*EXERCISE OBJECTIVE:* Leave out the images; return the rest of the data exactly.

*SOURCE DATA:*

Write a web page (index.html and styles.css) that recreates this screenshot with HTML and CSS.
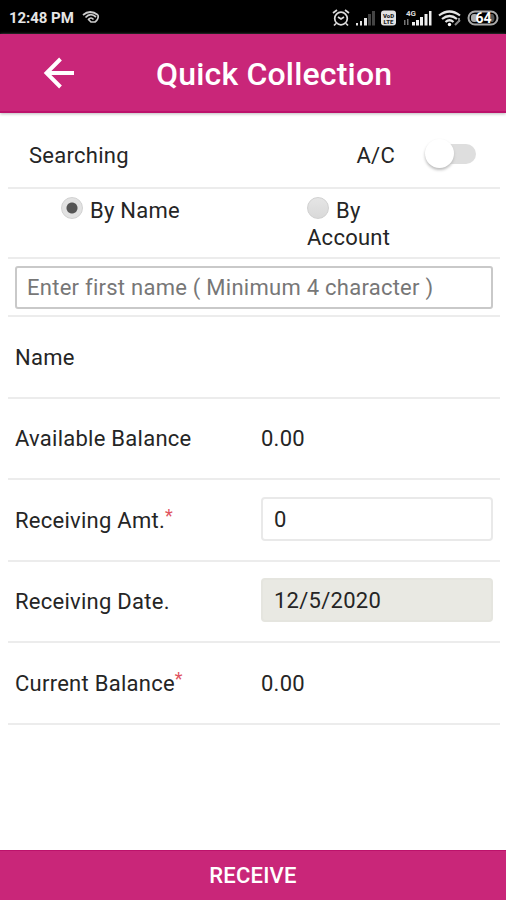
FILE: index.html
```
<!DOCTYPE html>
<html lang="en">
<head>
<meta charset="utf-8">
<title>Quick Collection</title>
<link rel="stylesheet" href="styles.css">
</head>
<body>
<div class="screen">
  <div class="status">
    <span class="clock">12:48 PM</span>
    <svg class="cast" width="18" height="14" viewBox="0 0 18 14" fill="none" stroke="#ccc" stroke-width="1.700"><path d="M1 5Q8-1 16 5M3.500 7.500Q8.500 2 14 7M6.500 9.500q2.500-3 5 0"/><path d="M16 5q1 4-3 7H9l-3-3"/></svg>
    <svg class="indicators" width="168" height="20" viewBox="0 0 168 20">
      <g fill="none" stroke="#ddd" stroke-width="1.700"><circle cx="9" cy="10.500" r="6.300"/><path d="M6 9l3 2 3-2M1 5l4-3M17 5l-4-3M4 15.500l-2 2M14 15.500l2 2"/></g>
      <path fill="#e4e4e4" d="M24 15h2v2.500h-2zM28 13h2v4.500h-2zM32 10h3v7.500h-3z"/><path fill="#444" d="M36 6h3v11.500h-3zM40 3h3v14.500h-3z"/>
      <rect x="49" y="2.500" width="15" height="15" rx="3" fill="#e2e2e2"/>
      <text class="volte" x="56.500" y="9.500">VoD</text><text class="volte" x="56.500" y="16">LTE</text>
      <text class="net" x="79" y="8">4G</text>
      <path fill="#777" d="M72 12h1.500v5H72zM75 11h1.500v6H75z"/>
      <path fill="#eee" d="M80 14h3v3.500h-3zM84 12h3v5.500h-3zM88 9h3v8.500h-3zM92.500 6h3v11.500h-3zM97 3h2.500v14.500H97z"/>
      <g fill="none" stroke="#e4e4e4" stroke-width="2.200"><path d="M107 7.500q10.500-8 21 0M110 11q7.500-6 15 0M113.500 14q4-3.500 8 0"/></g><circle cx="117.500" cy="16.500" r="1.700" fill="#fff"/><path d="M123 17l5-5M127 10v4" stroke="#888" stroke-width="2"/>
      <rect x="136.500" y="3.500" width="29" height="13" rx="6.500" fill="none" stroke="#aaa" stroke-width="2"/><rect x="139" y="6" width="7" height="8" rx="3" fill="#aaa"/><path d="M158 6h3q3 4 0 8h-3z" fill="#555"/>
      <text class="battery" x="151.500" y="15">64</text>
    </svg>
  </div>
  <header class="appbar">
    <svg class="back" width="32" height="32" viewBox="0 0 32 32" fill="none" stroke="#fff" stroke-width="3.900"><path d="M31 16H4M17.500 2L3.500 16l14 14"/></svg>
    <h1>Quick Collection</h1>
  </header>
  <main class="form">
    <div class="row search"><span>Searching</span><span class="ac">A/C</span><span class="switch"><span class="knob"></span></span></div>
    <div class="row modes">
      <div class="mode"><span class="radio checked"></span>By Name</div>
      <div class="mode account"><span class="radio"></span>By<br>Account</div>
    </div>
    <div class="row entry"><div class="search-input">Enter first name ( Minimum 4 character )</div></div>
    <div class="row field"><span>Name</span></div>
    <div class="row field"><span class="balance">Available Balance</span><span>0.00</span></div>
    <div class="row field"><span>Receiving Amt.<sup>*</sup></span><div class="box">0</div></div>
    <div class="row field"><span>Receiving Date.</span><div class="box disabled">12/5/2020</div></div>
    <div class="row field"><span>Current Balance<sup>*</sup></span><span>0.00</span></div>
  </main>
  <div class="receive">RECEIVE</div>
</div>
</body>
</html>
```
FILE: styles.css
```
* { box-sizing: border-box; }
body { margin: 0; background: #fff; font-family: Roboto, "Liberation Sans", sans-serif; color: #252525; }
.screen { height: 900px; display: flex; flex-direction: column; }
.status { height: 34px; flex: none; background: #000; color: #e6e6e6; display: flex; align-items: center; padding: 1px 6px 0 9px; }
.clock { font-size: 15px; font-weight: 700; letter-spacing: -.05px; width: 73px; white-space: nowrap; }
.cast { margin-top: -2px; }
.indicators { margin-left: auto; }
.volte { font-size: 6px; font-weight: 900; text-anchor: middle; fill: #222; }
.net { font-size: 8px; font-weight: 700; text-anchor: middle; fill: #ddd; }
.battery { font-size: 14px; font-weight: 700; text-anchor: middle; fill: #fff; }
.appbar { height: 79px; flex: none; background: #c92679; border-bottom: 2px solid #bc126b; box-shadow: 0 1px 3px #bbb; display: flex; align-items: center; padding-left: 43px; color: #fff; }
.back { flex: none; }
h1 { margin: 2px 0 0 81px; font-size: 32px; line-height: 38px; font-weight: 500; letter-spacing: .18px; white-space: nowrap; }
.form { flex: 1; padding: 5px 6px 0 8px; font-size: 22px; letter-spacing: .26px; }
.row { border-bottom: 2px solid #ececec; }
.search { height: 71px; display: flex; align-items: center; padding: 6px 24px 0 21px; }
.ac { margin-left: auto; }
.switch { width: 44px; height: 20px; border-radius: 10px; background: #dedede; margin: -4px 0 0 37px; }
.knob { display: block; width: 29px; height: 29px; border-radius: 50%; background: #fff; box-shadow: 0 2px 3px #bbb; margin: -5px 0 0 -7px; }
.modes { height: 70px; display: grid; grid-template-columns: 246px 1fr; padding: 8px 0 0 53px; line-height: 27px; }
.radio { display: inline-block; width: 22px; height: 22px; border-radius: 50%; background: linear-gradient(#e5e5e5, #d9d9d9); border: 1px solid #d1d1d1; margin-right: 7px; vertical-align: -1px; }
.checked { background: radial-gradient(circle, #555 0 5px, #e2e2e2 6px); }
.entry { height: 58px; padding: 7px 7px 0 7px; }
.search-input { height: 43px; border: 2px solid #c9c9c9; border-radius: 3px; padding-left: 10px; line-height: 39px; color: #777; white-space: nowrap; }
.field { height: 81.5px; display: grid; grid-template-columns: 246px 1fr; align-items: center; padding: 1px 7px 0; }
.box { height: 44px; border: 2px solid #e9e9e9; border-radius: 4px; padding-left: 11px; line-height: 41px; margin-top: -3px; }
.disabled { background: #e9e9e3; border-color: #e5e5df; }
sup { font-size: 18px; line-height: 0; color: #df5360; vertical-align: 6px; letter-spacing: 0; }
.receive { height: 50px; flex: none; background: #c92679; border-top: 1px solid #bc126b; color: #fff; text-align: center; font-size: 22px; font-weight: 500; letter-spacing: .2px; line-height: 49px; }
```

*WRITTEN ANSWER:*
Write a web page (index.html and styles.css) that recreates this screenshot with HTML and CSS.
FILE: index.html
```
<!DOCTYPE html>
<html lang="en">
<head>
<meta charset="utf-8">
<title>Quick Collection</title>
<link rel="stylesheet" href="styles.css">
</head>
<body>
<div class="screen">
  <div class="status">
    <span class="clock">12:48 PM</span>
    <svg class="cast" width="18" height="14" viewBox="0 0 18 14" fill="none" stroke="#ccc" stroke-width="1.700"><path d="M1 5Q8-1 16 5M3.500 7.500Q8.500 2 14 7M6.500 9.500q2.500-3 5 0"/><path d="M16 5q1 4-3 7H9l-3-3"/></svg>
    <svg class="indicators" width="168" height="20" viewBox="0 0 168 20">
      <g fill="none" stroke="#ddd" stroke-width="1.700"><circle cx="9" cy="10.500" r="6.300"/><path d="M6 9l3 2 3-2M1 5l4-3M17 5l-4-3M4 15.500l-2 2M14 15.500l2 2"/></g>
      <path fill="#e4e4e4" d="M24 15h2v2.500h-2zM28 13h2v4.500h-2zM32 10h3v7.500h-3z"/><path fill="#444" d="M36 6h3v11.500h-3zM40 3h3v14.500h-3z"/>
      <rect x="49" y="2.500" width="15" height="15" rx="3" fill="#e2e2e2"/>
      <text class="volte" x="56.500" y="9.500">VoD</text><text class="volte" x="56.500" y="16">LTE</text>
      <text class="net" x="79" y="8">4G</text>
      <path fill="#777" d="M72 12h1.500v5H72zM75 11h1.500v6H75z"/>
      <path fill="#eee" d="M80 14h3v3.500h-3zM84 12h3v5.500h-3zM88 9h3v8.500h-3zM92.500 6h3v11.500h-3zM97 3h2.500v14.500H97z"/>
      <g fill="none" stroke="#e4e4e4" stroke-width="2.200"><path d="M107 7.500q10.500-8 21 0M110 11q7.500-6 15 0M113.500 14q4-3.500 8 0"/></g><circle cx="117.500" cy="16.500" r="1.700" fill="#fff"/><path d="M123 17l5-5M127 10v4" stroke="#888" stroke-width="2"/>
      <rect x="136.500" y="3.500" width="29" height="13" rx="6.500" fill="none" stroke="#aaa" stroke-width="2"/><rect x="139" y="6" width="7" height="8" rx="3" fill="#aaa"/><path d="M158 6h3q3 4 0 8h-3z" fill="#555"/>
      <text class="battery" x="151.500" y="15">64</text>
    </svg>
  </div>
  <header class="appbar">
    <svg class="back" width="32" height="32" viewBox="0 0 32 32" fill="none" stroke="#fff" stroke-width="3.900"><path d="M31 16H4M17.500 2L3.500 16l14 14"/></svg>
    <h1>Quick Collection</h1>
  </header>
  <main class="form">
    <div class="row search"><span>Searching</span><span class="ac">A/C</span><span class="switch"><span class="knob"></span></span></div>
    <div class="row modes">
      <div class="mode"><span class="radio checked"></span>By Name</div>
      <div class="mode account"><span class="radio"></span>By<br>Account</div>
    </div>
    <div class="row entry"><div class="search-input">Enter first name ( Minimum 4 character )</div></div>
    <div class="row field"><span>Name</span></div>
    <div class="row field"><span class="balance">Available Balance</span><span>0.00</span></div>
    <div class="row field"><span>Receiving Amt.<sup>*</sup></span><div class="box">0</div></div>
    <div class="row field"><span>Receiving Date.</span><div class="box disabled">12/5/2020</div></div>
    <div class="row field"><span>Current Balance<sup>*</sup></span><span>0.00</span></div>
  </main>
  <div class="receive">RECEIVE</div>
</div>
</body>
</html>
```
FILE: styles.css
```
* { box-sizing: border-box; }
body { margin: 0; background: #fff; font-family: Roboto, "Liberation Sans", sans-serif; color: #252525; }
.screen { height: 900px; display: flex; flex-direction: column; }
.status { height: 34px; flex: none; background: #000; color: #e6e6e6; display: flex; align-items: center; padding: 1px 6px 0 9px; }
.clock { font-size: 15px; font-weight: 700; letter-spacing: -.05px; width: 73px; white-space: nowrap; }
.cast { margin-top: -2px; }
.indicators { margin-left: auto; }
.volte { font-size: 6px; font-weight: 900; text-anchor: middle; fill: #222; }
.net { font-size: 8px; font-weight: 700; text-anchor: middle; fill: #ddd; }
.battery { font-size: 14px; font-weight: 700; text-anchor: middle; fill: #fff; }
.appbar { height: 79px; flex: none; background: #c92679; border-bottom: 2px solid #bc126b; box-shadow: 0 1px 3px #bbb; display: flex; align-items: center; padding-left: 43px; color: #fff; }
.back { flex: none; }
h1 { margin: 2px 0 0 81px; font-size: 32px; line-height: 38px; font-weight: 500; letter-spacing: .18px; white-space: nowrap; }
.form { flex: 1; padding: 5px 6px 0 8px; font-size: 22px; letter-spacing: .26px; }
.row { border-bottom: 2px solid #ececec; }
.search { height: 71px; display: flex; align-items: center; padding: 6px 24px 0 21px; }
.ac { margin-left: auto; }
.switch { width: 44px; height: 20px; border-radius: 10px; background: #dedede; margin: -4px 0 0 37px; }
.knob { display: block; width: 29px; height: 29px; border-radius: 50%; background: #fff; box-shadow: 0 2px 3px #bbb; margin: -5px 0 0 -7px; }
.modes { height: 70px; display: grid; grid-template-columns: 246px 1fr; padding: 8px 0 0 53px; line-height: 27px; }
.radio { display: inline-block; width: 22px; height: 22px; border-radius: 50%; background: linear-gradient(#e5e5e5, #d9d9d9); border: 1px solid #d1d1d1; margin-right: 7px; vertical-align: -1px; }
.checked { background: radial-gradient(circle, #555 0 5px, #e2e2e2 6px); }
.entry { height: 58px; padding: 7px 7px 0 7px; }
.search-input { height: 43px; border: 2px solid #c9c9c9; border-radius: 3px; padding-left: 10px; line-height: 39px; color: #777; white-space: nowrap; }
.field { height: 81.5px; display: grid; grid-template-columns: 246px 1fr; align-items: center; padding: 1px 7px 0; }
.box { height: 44px; border: 2px solid #e9e9e9; border-radius: 4px; padding-left: 11px; line-height: 41px; margin-top: -3px; }
.disabled { background: #e9e9e3; border-color: #e5e5df; }
sup { font-size: 18px; line-height: 0; color: #df5360; vertical-align: 6px; letter-spacing: 0; }
.receive { height: 50px; flex: none; background: #c92679; border-top: 1px solid #bc126b; color: #fff; text-align: center; font-size: 22px; font-weight: 500; letter-spacing: .2px; line-height: 49px; }
```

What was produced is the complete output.